13.30-14.10 Mike Field (Houston) Dynamics, adaptivity and asynchronous logic in large networks of coupled dynamical systems.

We discuss a class of large adaptive networks of coupled discrete dynamical systems that relate to problems in computational neuroscience and learning (notably, Spike-Timing Dependent Plasticity or STDP). We describe some interesting examples of heteroclinic phenomena and cycling chaos that occur in these networks as well as some issues related to synchronous and asynchronous logic. We also show some preliminary work on SLOGALS logic (SLOppy Globally Asynchronous Locally Synchronous logic) that has implications for large asynchronous networks with significant random components.

14.10-14.40 Chris Bick (Goettingen) Dynamics and Bifurcations in Symmetric Phase Oscillator Systems”

14.40-15.30 Tea

Move to Poldhu Room, Kay Building

16.05-16.55 Olga Podvigina (Moscow) Stability and bifurcations of heteroclinic cycles of type Z (ACCESS GRID DYNAMICS SEMINAR)

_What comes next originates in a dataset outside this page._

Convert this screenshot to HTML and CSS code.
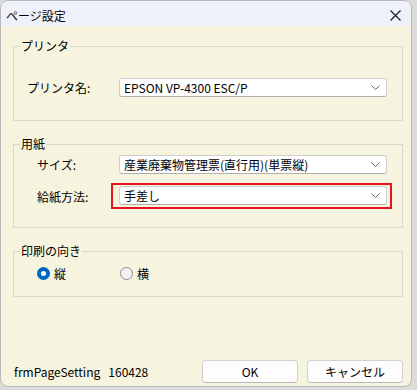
FILE: index.html
```html
<!DOCTYPE html>
<html>
<head>
<meta charset="UTF-8">
<title>ページ設定</title>
<link rel="stylesheet" href="styles.css">
</head>
<body>

<div class="window">
  <div class="titlebar">
    <span class="title">ページ設定</span>
    <svg class="close" width="11" height="11" viewBox="0 0 11 11">
      <path d="M0.5 0.5 L10.5 10.5 M10.5 0.5 L0.5 10.5" stroke="#1a1a1a" stroke-width="1.2" fill="none"/>
    </svg>
  </div>

  <div class="content">
    <fieldset class="group group-printer">
      <legend>プリンタ</legend>
      <div class="row">
        <span class="label label-wide">プリンタ名:</span>
        <div class="combo">
          <span>EPSON VP-4300 ESC/P</span>
          <svg class="chev" width="9" height="5" viewBox="0 0 9 5"><path d="M0.5 0.5 L4.5 4.5 L8.5 0.5" stroke="#606060" fill="none"/></svg>
        </div>
      </div>
    </fieldset>

    <fieldset class="group group-paper">
      <legend>用紙</legend>
      <div class="row">
        <span class="label">サイズ:</span>
        <div class="combo">
          <span>産業廃棄物管理票(直行用)(単票縦)</span>
          <svg class="chev" width="9" height="5" viewBox="0 0 9 5"><path d="M0.5 0.5 L4.5 4.5 L8.5 0.5" stroke="#606060" fill="none"/></svg>
        </div>
      </div>
      <div class="row row-feed">
        <span class="label">給紙方法:</span>
        <div class="highlight">
          <div class="combo">
            <span>手差し</span>
            <svg class="chev" width="9" height="5" viewBox="0 0 9 5"><path d="M0.5 0.5 L4.5 4.5 L8.5 0.5" stroke="#606060" fill="none"/></svg>
          </div>
        </div>
      </div>
    </fieldset>

    <fieldset class="group group-orient">
      <legend>印刷の向き</legend>
      <div class="radios">
        <label class="radio"><span class="dot checked"></span>縦</label>
        <label class="radio"><span class="dot"></span>横</label>
      </div>
    </fieldset>

    <div class="footer">
      <span class="form-id">frmPageSetting&nbsp;&nbsp;&nbsp;160428</span>
      <div class="buttons">
        <button class="btn">OK</button>
        <button class="btn">キャンセル</button>
      </div>
    </div>
  </div>
</div>

</body>
</html>
```

FILE: styles.css
```css
body {
  margin: 0;
  background: #dcdcdc;
  font-family: "Noto Sans CJK JP", "Noto Sans", sans-serif;
  font-size: 12px;
  color: #000;
}

.window {
  width: 412px;
  height: 387px;
  border: 1px solid #b8b8b8;
  border-radius: 8px;
  overflow: hidden;
  display: flex;
  flex-direction: column;
  background: #f6f4de;
  box-sizing: border-box;
}

.titlebar {
  height: 25px;
  flex: 0 0 25px;
  background: #eef1f9;
  display: flex;
  align-items: center;
  justify-content: space-between;
  padding: 0 10px 0 5px;
}
.title {
  font-size: 12px;
  margin-top: 4px;
}
.close {
  margin-top: 3px;
}

.content {
  flex: 1;
  display: flex;
  flex-direction: column;
  padding: 0 8px 0 12px;
}

/* legend sits at the fieldset's left padding, so rows get their own indent */
.group {
  margin: 0;
  padding: 0;
  border: 1px solid #d8d8d0;
}
.group legend {
  margin-left: 6px;
  padding: 0 1px;
  line-height: 16px;
}
.group-printer {
  margin-top: 12px;
  padding: 24px 0 23px 0;
}
.group-printer .row {
  margin-left: 13px;
}
.group-paper {
  margin-top: 15px;
  padding: 3px 0 18px 0;
}
.group-paper .row {
  margin-left: 23px;
}
.group-orient {
  margin-top: 15px;
  padding: 6px 0 14px 0;
}
.group-orient .radios {
  margin-left: 23px;
}

.row {
  display: flex;
  align-items: center;
}
.row-feed {
  margin-top: 9px;
}
.label {
  width: 82px;
}
.label-wide {
  width: 92px;
}

.combo {
  width: 268px;
  height: 19px;
  box-sizing: border-box;
  background: #fff;
  border: 1px solid #cfcfcf;
  border-bottom-color: #b0b0b0;
  border-radius: 3px;
  display: flex;
  align-items: center;
  justify-content: space-between;
  padding: 0 6px 0 4px;
}

.highlight {
  margin-left: -8px;
  border: 2px solid #e8141c;
  padding: 1px 3px 2px 6px;
}

.radios {
  display: flex;
  align-items: center;
}
.radio {
  display: flex;
  align-items: center;
  gap: 4px;
  width: 83px;
}
.dot {
  width: 13px;
  height: 13px;
  box-sizing: border-box;
  border-radius: 50%;
  border: 1px solid #8a8a8a;
  background: #f2f2f2;
}
.dot.checked {
  border: 4px solid #0067c0;
  background: #fff;
}

.footer {
  margin-top: auto;
  display: flex;
  align-items: center;
  justify-content: space-between;
  padding-bottom: 3px;
}
.form-id {
  margin-left: 1px;
}
.buttons {
  display: flex;
  gap: 9px;
}
.btn {
  width: 96px;
  height: 23px;
  font-family: inherit;
  font-size: 12px;
  background: #fdfdfd;
  border: 1px solid #d0d0d0;
  border-bottom-color: #b8b8b8;
  border-radius: 4px;
  padding: 0;
}
```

Dynamical systems which are invariant under the action of a non-trivial symmetry group can possess structurally stable heteroclinic cycles. In this talk I discuss stability properties of a class of structurally stable heteroclinic cycles called heteroclinic cycles of type Z. It is well-known that a heteroclinic cycle that is not asymptotically stable can attract nevertheless a positive measure set from its small neighbourhood. I call such cycles fragmentarily asymptotically stable. Necessary and sufficient conditions for fragmentary asymptotic stability are expressed in terms of eigenvalues and eigenvectors of transition matrices. If all transverse eigenvalues of linearisations near steady states involved in the cycle are negative, then fragmentary asymptotic stability implies asymptotic stability. In the latter case the condition for asymptotic stability is that the transition matrices have an eigenvalue larger than one in absolute value. Finally, I discuss bifurcations occurring when the conditions for asymptotic stability or for fragmentary asymptotic stability are broken.